Extracted records:
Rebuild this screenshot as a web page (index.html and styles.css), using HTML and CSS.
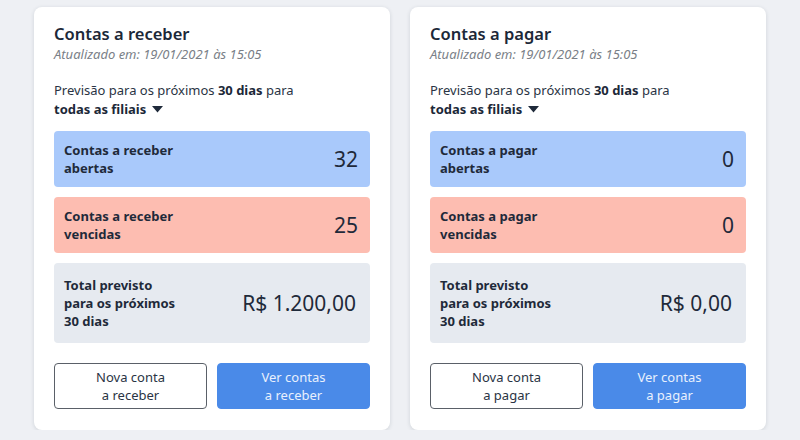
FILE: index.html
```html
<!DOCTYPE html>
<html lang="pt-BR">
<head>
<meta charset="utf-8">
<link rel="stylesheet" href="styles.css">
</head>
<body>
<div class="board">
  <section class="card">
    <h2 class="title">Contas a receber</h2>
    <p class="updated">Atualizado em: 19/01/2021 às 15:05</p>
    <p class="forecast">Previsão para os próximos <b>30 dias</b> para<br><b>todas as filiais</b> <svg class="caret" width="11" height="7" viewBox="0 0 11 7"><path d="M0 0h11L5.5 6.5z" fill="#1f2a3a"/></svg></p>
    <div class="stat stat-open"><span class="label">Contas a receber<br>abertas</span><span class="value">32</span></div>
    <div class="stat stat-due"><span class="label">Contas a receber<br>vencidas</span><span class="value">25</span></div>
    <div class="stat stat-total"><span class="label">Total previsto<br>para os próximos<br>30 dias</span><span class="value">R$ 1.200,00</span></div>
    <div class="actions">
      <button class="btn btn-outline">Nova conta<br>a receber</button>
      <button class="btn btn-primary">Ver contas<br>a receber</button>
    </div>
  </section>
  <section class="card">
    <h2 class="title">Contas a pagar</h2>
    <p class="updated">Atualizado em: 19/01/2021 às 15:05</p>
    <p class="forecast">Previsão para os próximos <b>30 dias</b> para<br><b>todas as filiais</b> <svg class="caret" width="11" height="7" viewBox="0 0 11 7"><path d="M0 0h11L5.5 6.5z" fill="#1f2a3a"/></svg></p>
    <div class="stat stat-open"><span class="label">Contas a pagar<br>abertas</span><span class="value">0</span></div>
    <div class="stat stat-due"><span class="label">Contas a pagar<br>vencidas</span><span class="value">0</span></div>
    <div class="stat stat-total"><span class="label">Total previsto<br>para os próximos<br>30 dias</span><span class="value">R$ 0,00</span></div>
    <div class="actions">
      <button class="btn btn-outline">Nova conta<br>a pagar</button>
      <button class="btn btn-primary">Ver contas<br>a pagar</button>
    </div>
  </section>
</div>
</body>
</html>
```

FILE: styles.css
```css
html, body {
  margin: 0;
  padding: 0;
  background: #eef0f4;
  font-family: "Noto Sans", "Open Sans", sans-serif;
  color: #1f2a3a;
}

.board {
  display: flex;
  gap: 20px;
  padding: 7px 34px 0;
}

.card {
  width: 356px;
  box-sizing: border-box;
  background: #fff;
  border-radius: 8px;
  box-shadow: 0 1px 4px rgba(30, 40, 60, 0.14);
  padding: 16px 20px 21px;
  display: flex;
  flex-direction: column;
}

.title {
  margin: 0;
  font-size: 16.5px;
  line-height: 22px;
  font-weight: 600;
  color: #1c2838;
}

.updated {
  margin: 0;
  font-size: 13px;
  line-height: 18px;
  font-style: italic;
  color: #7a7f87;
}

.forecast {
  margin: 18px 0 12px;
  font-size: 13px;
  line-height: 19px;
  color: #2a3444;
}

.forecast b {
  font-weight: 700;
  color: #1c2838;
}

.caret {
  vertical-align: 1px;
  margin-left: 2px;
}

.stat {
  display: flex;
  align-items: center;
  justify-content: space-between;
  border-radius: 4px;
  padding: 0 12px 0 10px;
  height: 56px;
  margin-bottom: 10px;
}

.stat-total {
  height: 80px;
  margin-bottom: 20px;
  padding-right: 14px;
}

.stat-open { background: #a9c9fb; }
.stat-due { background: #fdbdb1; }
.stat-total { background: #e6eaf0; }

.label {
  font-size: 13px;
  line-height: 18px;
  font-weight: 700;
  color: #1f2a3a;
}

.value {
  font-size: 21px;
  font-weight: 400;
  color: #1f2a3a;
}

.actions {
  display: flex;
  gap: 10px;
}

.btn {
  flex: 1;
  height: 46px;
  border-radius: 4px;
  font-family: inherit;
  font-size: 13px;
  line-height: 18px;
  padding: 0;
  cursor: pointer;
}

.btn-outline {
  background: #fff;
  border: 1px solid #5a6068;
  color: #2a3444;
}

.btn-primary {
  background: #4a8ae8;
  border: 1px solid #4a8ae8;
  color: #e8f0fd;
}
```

...

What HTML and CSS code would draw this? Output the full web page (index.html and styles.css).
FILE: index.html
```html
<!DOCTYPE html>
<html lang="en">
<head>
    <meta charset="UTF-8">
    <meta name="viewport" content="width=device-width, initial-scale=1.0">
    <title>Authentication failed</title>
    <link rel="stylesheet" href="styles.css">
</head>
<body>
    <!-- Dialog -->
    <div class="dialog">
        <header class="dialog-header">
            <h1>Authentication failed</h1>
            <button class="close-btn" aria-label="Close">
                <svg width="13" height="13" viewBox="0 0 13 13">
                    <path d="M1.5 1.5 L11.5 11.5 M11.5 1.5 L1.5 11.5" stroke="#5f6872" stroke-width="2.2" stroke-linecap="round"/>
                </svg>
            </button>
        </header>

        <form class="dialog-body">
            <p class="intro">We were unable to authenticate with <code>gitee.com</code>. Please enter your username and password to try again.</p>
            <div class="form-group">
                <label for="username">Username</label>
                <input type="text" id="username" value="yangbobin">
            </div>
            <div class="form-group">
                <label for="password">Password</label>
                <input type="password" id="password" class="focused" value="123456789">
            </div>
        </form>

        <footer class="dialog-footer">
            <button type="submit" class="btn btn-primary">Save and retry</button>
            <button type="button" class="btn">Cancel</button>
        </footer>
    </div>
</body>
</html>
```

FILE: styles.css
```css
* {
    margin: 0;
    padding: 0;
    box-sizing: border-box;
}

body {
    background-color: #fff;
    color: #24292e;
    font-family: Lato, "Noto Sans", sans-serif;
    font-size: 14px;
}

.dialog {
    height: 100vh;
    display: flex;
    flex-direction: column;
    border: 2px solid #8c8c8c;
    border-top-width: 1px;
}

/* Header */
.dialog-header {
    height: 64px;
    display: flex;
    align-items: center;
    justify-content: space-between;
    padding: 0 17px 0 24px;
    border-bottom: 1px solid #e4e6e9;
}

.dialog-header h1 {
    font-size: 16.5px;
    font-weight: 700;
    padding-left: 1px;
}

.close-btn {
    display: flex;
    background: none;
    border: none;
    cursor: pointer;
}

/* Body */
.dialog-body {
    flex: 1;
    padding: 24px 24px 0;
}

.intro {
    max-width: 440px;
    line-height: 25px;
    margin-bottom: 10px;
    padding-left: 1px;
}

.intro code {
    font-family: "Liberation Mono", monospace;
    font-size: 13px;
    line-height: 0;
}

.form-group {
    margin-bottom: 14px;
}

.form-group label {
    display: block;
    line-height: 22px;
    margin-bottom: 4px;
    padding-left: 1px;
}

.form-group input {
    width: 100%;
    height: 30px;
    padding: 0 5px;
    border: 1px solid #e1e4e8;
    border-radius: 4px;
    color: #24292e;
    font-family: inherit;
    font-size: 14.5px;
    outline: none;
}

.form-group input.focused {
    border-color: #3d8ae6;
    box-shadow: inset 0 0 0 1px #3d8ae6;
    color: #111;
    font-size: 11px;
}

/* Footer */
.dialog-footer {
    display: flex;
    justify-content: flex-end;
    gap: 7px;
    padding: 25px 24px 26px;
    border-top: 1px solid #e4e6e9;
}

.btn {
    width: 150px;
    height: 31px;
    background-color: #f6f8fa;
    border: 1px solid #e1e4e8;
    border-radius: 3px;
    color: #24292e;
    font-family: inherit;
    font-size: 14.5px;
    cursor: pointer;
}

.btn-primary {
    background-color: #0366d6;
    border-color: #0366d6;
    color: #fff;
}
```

_STATED PROBLEM_
Find each line holding "code". Copy it out.

_ANSWER FOR THIS EXERCISE_
What HTML and CSS code would draw this? Output the full web page (index.html and styles.css).
            <p class="intro">We were unable to authenticate with <code>gitee.com</code>. Please enter your username and password to try again.</p>
.intro code {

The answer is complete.